The Ninth Corps battle front was to extend from Bellenglise to Bellicourt, mine from opposite Bellicourt to opposite Le Catelet.

The necessary troop movements and inter-divisional reliefs required nearly a week for their completion. By the evening of September 23rd, the last of the two Australian Divisions had been relieved by the Americans and the Ninth Corps, and on that night these stood on their respective battle frontages. I took over command of this new front, thus manned by Americans, in the forenoon of September 25th.

It is a somewhat noteworthy circumstance, but one which attracted no attention at the time, that between September 25th and September 29th, there was a period of five days during which no Australian troops were in the front line in any part of the French theatre of war. This was a situation which had never arisen since the first contingent of Australians arrived from Egypt in April, 1916. For nearly two and a half years, there had never previously been a moment when some Australians had not been confronting the enemy, somewhere or other in the long battle front in France.

I have said that I had been called upon to undertake the responsibility of directing in a great battle two Divisions (the 27th and 30th) of United States troops, numbering altogether some 50,000 men. These had been organized into a Corps, called the Second American Corps, and commanded by Major-General G. W. Read. It was certainly anomalous that a whole organized Corps should pass under the orders of a Corps Headquarters of another nationality, but in authorizing such an arrangement, General Rawlinson relied upon the good sense and mutual forbearance of the Corps Commanders concerned.

I am bound to say that the arrangement caused me no anxiety or difficulty. General Read and his Staff most readily adapted themselves to the situation. He established his Headquarters quite close to my own, and gave me perfect freedom of action in dealing direct with his two Divisional Commanders, so far as I found it necessary to do so. Read was a man of sound common sense and clear judgment, a reserved but agreeable and courteous personality. His only desire was the success of his Divisions, and he very generously took upon himself the role of an interested spectator, so that I might not be hampered in issuing orders or instructions to his troops. At the same time, I am sure that in his quiet, forceful way he did much to ensure on the part of his Divisional Commanders and Brigadiers a sympathetic attitude towards me and the demands I had to make upon them.

The Australian Corps had specialized in comprehensive and careful preparations for battle. Its methods had been reduced to a quite definite code of practice, with which every Staff Officer and Battalion Adjutant had, by experience, become intimately familiar. All this procedure was a closed book to the American troops, and they were severely handicapped accordingly.

I therefore proposed to General Read, and he gratefully accepted, the creation of an "Australian Mission" to his Corps, whose rôle would be to act as a body of expert advisers on all questions of tactical technique, and of supply and maintenance. This idea once accepted was worked out on a fully elaborated scale.

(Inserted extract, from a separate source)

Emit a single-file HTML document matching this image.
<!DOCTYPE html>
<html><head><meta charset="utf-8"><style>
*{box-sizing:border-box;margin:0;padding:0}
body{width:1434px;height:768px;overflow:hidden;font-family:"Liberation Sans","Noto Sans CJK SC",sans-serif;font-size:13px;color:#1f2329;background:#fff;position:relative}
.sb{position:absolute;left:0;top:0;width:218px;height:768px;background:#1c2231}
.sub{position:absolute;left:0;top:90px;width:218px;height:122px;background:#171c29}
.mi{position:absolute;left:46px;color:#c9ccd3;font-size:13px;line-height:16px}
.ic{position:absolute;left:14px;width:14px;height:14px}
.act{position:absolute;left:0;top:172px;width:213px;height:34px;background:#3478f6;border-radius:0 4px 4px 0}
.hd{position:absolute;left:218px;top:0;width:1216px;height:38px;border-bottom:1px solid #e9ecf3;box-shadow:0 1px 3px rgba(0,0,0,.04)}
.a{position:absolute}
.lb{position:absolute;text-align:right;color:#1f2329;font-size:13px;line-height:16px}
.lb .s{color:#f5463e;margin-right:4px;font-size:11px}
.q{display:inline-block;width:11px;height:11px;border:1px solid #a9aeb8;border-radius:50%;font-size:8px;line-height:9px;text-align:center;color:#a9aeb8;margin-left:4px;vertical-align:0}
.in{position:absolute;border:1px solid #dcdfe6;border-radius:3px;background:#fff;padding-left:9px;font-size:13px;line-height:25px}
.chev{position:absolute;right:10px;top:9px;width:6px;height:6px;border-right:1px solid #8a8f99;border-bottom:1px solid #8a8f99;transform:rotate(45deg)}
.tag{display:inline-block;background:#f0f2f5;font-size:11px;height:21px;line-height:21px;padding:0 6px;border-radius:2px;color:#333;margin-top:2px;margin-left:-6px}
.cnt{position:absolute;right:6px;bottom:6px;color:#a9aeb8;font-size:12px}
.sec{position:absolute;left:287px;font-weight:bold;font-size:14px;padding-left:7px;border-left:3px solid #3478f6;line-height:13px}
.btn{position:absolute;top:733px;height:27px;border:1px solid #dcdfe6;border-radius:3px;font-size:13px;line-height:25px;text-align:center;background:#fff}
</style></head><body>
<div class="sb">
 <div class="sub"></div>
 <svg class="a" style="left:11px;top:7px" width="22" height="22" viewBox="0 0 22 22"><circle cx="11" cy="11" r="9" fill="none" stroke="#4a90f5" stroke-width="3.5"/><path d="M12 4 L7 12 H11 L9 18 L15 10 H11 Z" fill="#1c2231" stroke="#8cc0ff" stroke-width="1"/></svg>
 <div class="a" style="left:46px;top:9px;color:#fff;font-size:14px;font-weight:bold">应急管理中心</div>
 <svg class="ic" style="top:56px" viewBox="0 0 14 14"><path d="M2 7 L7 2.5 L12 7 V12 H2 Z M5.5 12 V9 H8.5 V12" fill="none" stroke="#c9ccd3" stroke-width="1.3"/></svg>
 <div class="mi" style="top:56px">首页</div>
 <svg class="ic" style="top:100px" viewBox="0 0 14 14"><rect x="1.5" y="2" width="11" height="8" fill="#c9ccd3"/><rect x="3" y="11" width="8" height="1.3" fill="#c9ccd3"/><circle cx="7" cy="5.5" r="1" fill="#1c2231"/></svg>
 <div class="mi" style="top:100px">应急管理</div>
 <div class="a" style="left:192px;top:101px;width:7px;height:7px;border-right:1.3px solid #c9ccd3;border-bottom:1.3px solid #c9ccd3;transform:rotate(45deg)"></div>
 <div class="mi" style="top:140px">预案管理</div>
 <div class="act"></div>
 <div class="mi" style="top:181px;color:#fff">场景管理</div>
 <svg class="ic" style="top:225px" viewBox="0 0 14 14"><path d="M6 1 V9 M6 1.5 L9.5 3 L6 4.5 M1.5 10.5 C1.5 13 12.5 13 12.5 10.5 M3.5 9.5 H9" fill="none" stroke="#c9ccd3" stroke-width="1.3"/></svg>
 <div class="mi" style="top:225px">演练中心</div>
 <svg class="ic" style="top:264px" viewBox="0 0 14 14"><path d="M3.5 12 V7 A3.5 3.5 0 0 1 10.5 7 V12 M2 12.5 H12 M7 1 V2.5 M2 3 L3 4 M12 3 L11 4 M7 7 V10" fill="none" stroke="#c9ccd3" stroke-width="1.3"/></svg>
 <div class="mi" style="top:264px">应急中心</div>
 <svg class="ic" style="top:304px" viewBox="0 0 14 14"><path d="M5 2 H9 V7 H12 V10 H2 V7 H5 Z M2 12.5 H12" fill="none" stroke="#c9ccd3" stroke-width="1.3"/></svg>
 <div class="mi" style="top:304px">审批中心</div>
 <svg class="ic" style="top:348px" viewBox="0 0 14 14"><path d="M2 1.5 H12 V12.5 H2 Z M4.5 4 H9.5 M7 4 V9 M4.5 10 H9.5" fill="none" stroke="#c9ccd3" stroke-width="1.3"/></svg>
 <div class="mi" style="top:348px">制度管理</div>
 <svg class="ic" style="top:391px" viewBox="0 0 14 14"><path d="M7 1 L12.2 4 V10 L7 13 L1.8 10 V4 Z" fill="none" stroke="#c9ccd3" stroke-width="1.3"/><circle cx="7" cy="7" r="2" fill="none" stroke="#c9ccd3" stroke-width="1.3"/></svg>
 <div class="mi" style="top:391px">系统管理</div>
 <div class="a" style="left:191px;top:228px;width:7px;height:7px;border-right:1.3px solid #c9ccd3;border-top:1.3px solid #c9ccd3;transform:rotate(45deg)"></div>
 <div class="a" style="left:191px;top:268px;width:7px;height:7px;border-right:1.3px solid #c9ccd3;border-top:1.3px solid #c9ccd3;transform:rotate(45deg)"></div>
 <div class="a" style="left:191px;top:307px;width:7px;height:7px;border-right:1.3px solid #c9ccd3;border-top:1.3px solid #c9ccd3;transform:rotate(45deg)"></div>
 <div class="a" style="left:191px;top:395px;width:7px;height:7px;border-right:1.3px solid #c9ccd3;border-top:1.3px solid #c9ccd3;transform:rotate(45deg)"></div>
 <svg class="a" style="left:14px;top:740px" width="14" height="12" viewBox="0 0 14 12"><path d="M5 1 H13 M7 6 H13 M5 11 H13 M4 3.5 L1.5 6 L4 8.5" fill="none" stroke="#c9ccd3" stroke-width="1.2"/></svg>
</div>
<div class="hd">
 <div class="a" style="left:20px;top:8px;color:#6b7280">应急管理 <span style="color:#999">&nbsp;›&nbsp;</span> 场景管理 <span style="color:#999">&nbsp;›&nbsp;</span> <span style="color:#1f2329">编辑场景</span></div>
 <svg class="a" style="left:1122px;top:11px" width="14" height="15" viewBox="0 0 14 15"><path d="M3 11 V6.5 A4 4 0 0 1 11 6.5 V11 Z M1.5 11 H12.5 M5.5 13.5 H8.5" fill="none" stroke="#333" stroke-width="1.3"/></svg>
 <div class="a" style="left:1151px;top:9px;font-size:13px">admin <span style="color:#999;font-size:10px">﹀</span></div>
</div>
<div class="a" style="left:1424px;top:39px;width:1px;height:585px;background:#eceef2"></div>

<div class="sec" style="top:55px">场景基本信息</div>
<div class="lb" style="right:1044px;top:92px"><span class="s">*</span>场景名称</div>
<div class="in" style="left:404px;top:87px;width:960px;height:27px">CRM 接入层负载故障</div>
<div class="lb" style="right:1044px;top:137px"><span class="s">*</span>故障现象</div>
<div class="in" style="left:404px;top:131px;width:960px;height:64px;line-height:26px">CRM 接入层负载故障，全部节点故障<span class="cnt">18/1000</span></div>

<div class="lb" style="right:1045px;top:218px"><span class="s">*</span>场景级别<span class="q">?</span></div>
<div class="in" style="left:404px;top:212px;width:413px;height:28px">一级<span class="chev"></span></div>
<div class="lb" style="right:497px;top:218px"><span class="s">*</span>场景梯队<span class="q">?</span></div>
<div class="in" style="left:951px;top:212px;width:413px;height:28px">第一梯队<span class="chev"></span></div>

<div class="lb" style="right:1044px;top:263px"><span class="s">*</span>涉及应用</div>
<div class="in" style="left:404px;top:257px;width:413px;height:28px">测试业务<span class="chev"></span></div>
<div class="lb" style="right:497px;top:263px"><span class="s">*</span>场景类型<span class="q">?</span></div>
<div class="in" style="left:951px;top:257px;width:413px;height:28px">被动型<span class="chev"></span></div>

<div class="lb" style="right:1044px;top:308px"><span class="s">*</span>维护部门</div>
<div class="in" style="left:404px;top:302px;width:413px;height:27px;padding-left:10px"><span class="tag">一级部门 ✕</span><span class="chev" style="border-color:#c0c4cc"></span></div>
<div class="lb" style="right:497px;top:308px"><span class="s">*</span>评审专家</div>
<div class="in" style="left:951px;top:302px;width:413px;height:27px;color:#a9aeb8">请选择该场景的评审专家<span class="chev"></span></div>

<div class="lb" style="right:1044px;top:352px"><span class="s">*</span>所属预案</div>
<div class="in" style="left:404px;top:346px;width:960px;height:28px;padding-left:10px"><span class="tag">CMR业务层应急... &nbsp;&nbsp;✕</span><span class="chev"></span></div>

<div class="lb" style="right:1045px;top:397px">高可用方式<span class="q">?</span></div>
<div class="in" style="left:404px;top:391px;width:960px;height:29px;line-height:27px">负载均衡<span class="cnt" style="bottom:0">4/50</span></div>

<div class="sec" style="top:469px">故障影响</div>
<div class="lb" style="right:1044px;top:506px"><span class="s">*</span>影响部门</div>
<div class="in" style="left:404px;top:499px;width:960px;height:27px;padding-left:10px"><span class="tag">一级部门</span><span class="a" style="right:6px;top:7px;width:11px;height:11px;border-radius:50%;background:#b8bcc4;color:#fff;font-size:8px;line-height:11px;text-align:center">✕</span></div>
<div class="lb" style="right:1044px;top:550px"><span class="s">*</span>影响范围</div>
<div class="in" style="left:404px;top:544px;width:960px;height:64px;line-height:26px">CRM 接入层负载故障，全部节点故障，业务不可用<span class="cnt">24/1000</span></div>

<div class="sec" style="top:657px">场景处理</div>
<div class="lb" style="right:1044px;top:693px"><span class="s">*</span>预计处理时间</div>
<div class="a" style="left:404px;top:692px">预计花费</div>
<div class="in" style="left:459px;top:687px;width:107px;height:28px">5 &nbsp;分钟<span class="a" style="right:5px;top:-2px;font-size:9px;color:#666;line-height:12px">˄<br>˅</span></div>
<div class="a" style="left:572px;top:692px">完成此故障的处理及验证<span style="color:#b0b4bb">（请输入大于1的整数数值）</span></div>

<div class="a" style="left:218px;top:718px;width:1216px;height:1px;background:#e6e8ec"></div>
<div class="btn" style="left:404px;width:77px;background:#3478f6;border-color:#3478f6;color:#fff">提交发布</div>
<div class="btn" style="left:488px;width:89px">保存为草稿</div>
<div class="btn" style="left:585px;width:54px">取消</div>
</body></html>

To the head of this Mission I appointed Major-General Maclagan, not only to command the personnel of the Mission itself, but also to live with and act as adviser to General Read's own Staff. The Mission comprised a total of 217 men, chosen from the First and Fourth Australian Divisions, and consisted of specially selected and very experienced officers and N.C.O.'s. The American Corps Headquarters was provided with a Major-General, assisted by one General Staff, one Administrative, one Signal, one Intelligence, and one Machine Gun Staff Officer. Each American Division had assigned to it an Australian Brigadier-General, assisted by several Staff Officers; each American Brigade had an Australian Battalion Commander and Signal Officer; and so on down the chain. Each American Battalion, even, had four highly expert Warrant or Non-commissioned officers to advise on every detail of supply, equipment and tactical employment of the troops.

By such an arrangement it became possible to talk to the whole American Corps in our own technical language. This saved me and my Staff a vast amount of time and energy, because the members of this Mission acted as interpreters of the technical terms and usages customary in the orders and maps of the Australian Corps, which were necessarily quite unfamiliar to the American troops.

Maclagan was a man eminently fitted for this task. In appearance and in temperament he is every inch a soldier. Of all my Divisional Commanders he was the only one who, immediately before the war, was a professional soldier of the Imperial Army. Although not Australian born, he was whole-heartedly Australian, for he had spent some years as Director of Military Training at the Royal Military College at Duntroon. On the outbreak of war he received the command of the 3rd Australian Brigade, and with it carried out the most difficult preliminary phase of the landing on the Gallipoli peninsula. He commanded the Fourth Australian Division from the autumn of 1917 until the conclusion of hostilities. His characteristic attitude of mind, so strongly in contrast to that of Rosenthal, was pessimistic. But that was not because he looked for difficulties, but because he preferred squarely to recognize and face all the difficulties there were. Yet he never failed in performance, and invariably contrived to do what he had urged could not be done. One could not afford to take him at his own modest estimate of himself. Both he and his Division always bettered any promise they gave.